PROBLEM DESCRIPTION
Give the listing again exactly, omitting its images.

--- STORED DATA ---

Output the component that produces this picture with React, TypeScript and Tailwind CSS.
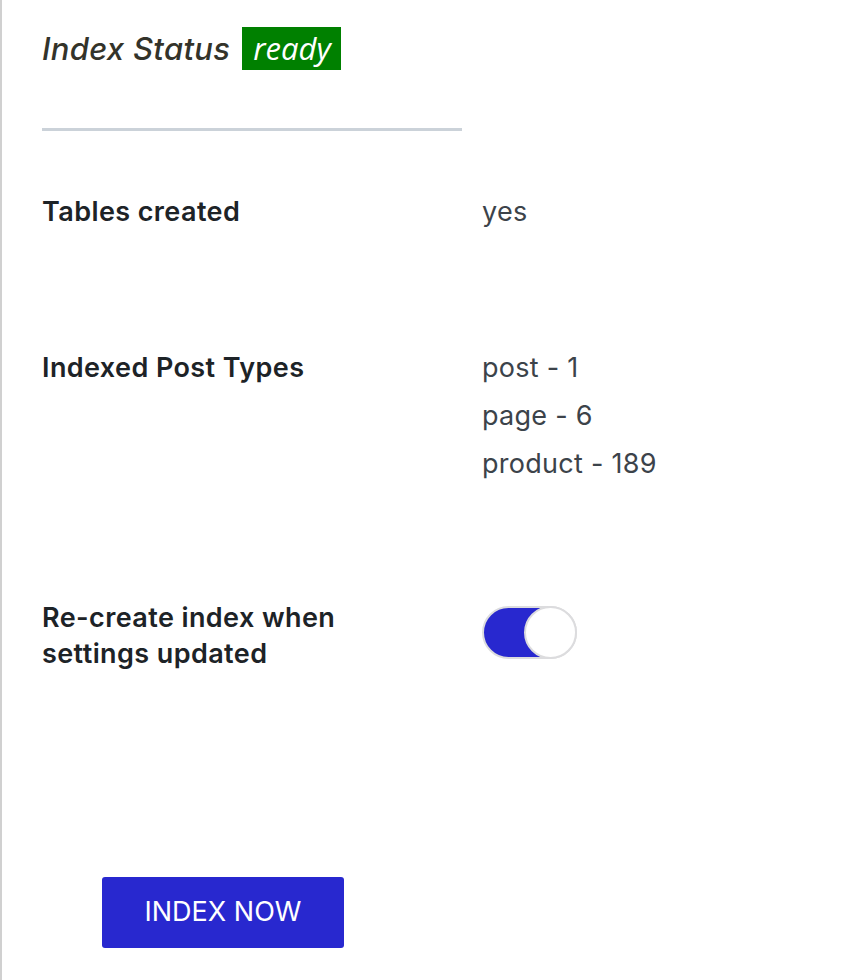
const postTypes = [
  { name: "post", count: 1 },
  { name: "page", count: 6 },
  { name: "product", count: 189 },
];

const App = () => {
  return (
    <div className="min-h-[980px] w-[860px] bg-white border-l-2 border-[#d0d0d0] font-['Inter',sans-serif]">
      <div className="pl-10 pt-[27px]">
        {/* Heading */}
        <div className="flex items-center gap-[12px]">
          <h2 className="italic font-medium text-[31px] leading-[43px] tracking-[0.01em] text-[#33332a]">
            Index Status
          </h2>
          <span className="bg-[#008000] text-white italic font-medium font-['Open_Sans',sans-serif] text-[31px] leading-[43px] h-[43px] pl-[11px] pr-[10px]">
            ready
          </span>
        </div>
        <hr className="mt-[58px] w-[420px] border-0 h-[3px] bg-[#cbd2d9]" />

        {/* Rows */}
        <div className="mt-[63px] flex flex-row">
          <div className="w-[440px] font-semibold text-[27px] leading-[36px] tracking-[0.015em] text-[#1d2327]">
            Tables created
          </div>
          <div className="text-[27px] leading-[36px] tracking-[0.01em] text-[#3c434a]">yes</div>
        </div>

        <div className="mt-[120px] flex flex-row">
          <div className="w-[440px] font-semibold text-[27px] leading-[36px] tracking-[0.015em] text-[#1d2327]">
            Indexed Post Types
          </div>
          <div className="flex flex-col gap-[12px] text-[27px] leading-[36px] tracking-[0.01em] text-[#3c434a]">
            {postTypes.map((p) => (
              <div key={p.name}>
                {p.name} - {p.count}
              </div>
            ))}
          </div>
        </div>

        <div className="mt-[118px] flex flex-row">
          <div className="w-[440px] font-semibold text-[27px] leading-[36px] tracking-[0.015em] text-[#1d2327]">
            Re-create index when
            <br />
            settings updated
          </div>
          <button className="relative mt-[6px] w-[95px] h-[53px] rounded-full bg-[#2828cf] border-2 border-[#dcdcde]">
            <span className="absolute right-[-2px] top-[-2px] w-[53px] h-[53px] rounded-full bg-white border-2 border-[#dcdcde]" />
          </button>
        </div>

        {/* Action */}
        <div className="mt-[205px] pl-[60px]">
          <button className="w-[242px] h-[71px] rounded-[3px] bg-[#2828cf] text-white text-[27px]">
            INDEX NOW
          </button>
        </div>
      </div>
    </div>
  );
};

export default App;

---

TASK RESPONSE
Output the component that produces this picture with React, TypeScript and Tailwind CSS.
const postTypes = [
  { name: "post", count: 1 },
  { name: "page", count: 6 },
  { name: "product", count: 189 },
];

const App = () => {
  return (
    <div className="min-h-[980px] w-[860px] bg-white border-l-2 border-[#d0d0d0] font-['Inter',sans-serif]">
      <div className="pl-10 pt-[27px]">
        {/* Heading */}
        <div className="flex items-center gap-[12px]">
          <h2 className="italic font-medium text-[31px] leading-[43px] tracking-[0.01em] text-[#33332a]">
            Index Status
          </h2>
          <span className="bg-[#008000] text-white italic font-medium font-['Open_Sans',sans-serif] text-[31px] leading-[43px] h-[43px] pl-[11px] pr-[10px]">
            ready
          </span>
        </div>
        <hr className="mt-[58px] w-[420px] border-0 h-[3px] bg-[#cbd2d9]" />

        {/* Rows */}
        <div className="mt-[63px] flex flex-row">
          <div className="w-[440px] font-semibold text-[27px] leading-[36px] tracking-[0.015em] text-[#1d2327]">
            Tables created
          </div>
          <div className="text-[27px] leading-[36px] tracking-[0.01em] text-[#3c434a]">yes</div>
        </div>

        <div className="mt-[120px] flex flex-row">
          <div className="w-[440px] font-semibold text-[27px] leading-[36px] tracking-[0.015em] text-[#1d2327]">
            Indexed Post Types
          </div>
          <div className="flex flex-col gap-[12px] text-[27px] leading-[36px] tracking-[0.01em] text-[#3c434a]">
            {postTypes.map((p) => (
              <div key={p.name}>
                {p.name} - {p.count}
              </div>
            ))}
          </div>
        </div>

        <div className="mt-[118px] flex flex-row">
          <div className="w-[440px] font-semibold text-[27px] leading-[36px] tracking-[0.015em] text-[#1d2327]">
            Re-create index when
            <br />
            settings updated
          </div>
          <button className="relative mt-[6px] w-[95px] h-[53px] rounded-full bg-[#2828cf] border-2 border-[#dcdcde]">
            <span className="absolute right-[-2px] top-[-2px] w-[53px] h-[53px] rounded-full bg-white border-2 border-[#dcdcde]" />
          </button>
        </div>

        {/* Action */}
        <div className="mt-[205px] pl-[60px]">
          <button className="w-[242px] h-[71px] rounded-[3px] bg-[#2828cf] text-white text-[27px]">
            INDEX NOW
          </button>
        </div>
      </div>
    </div>
  );
};

export default App;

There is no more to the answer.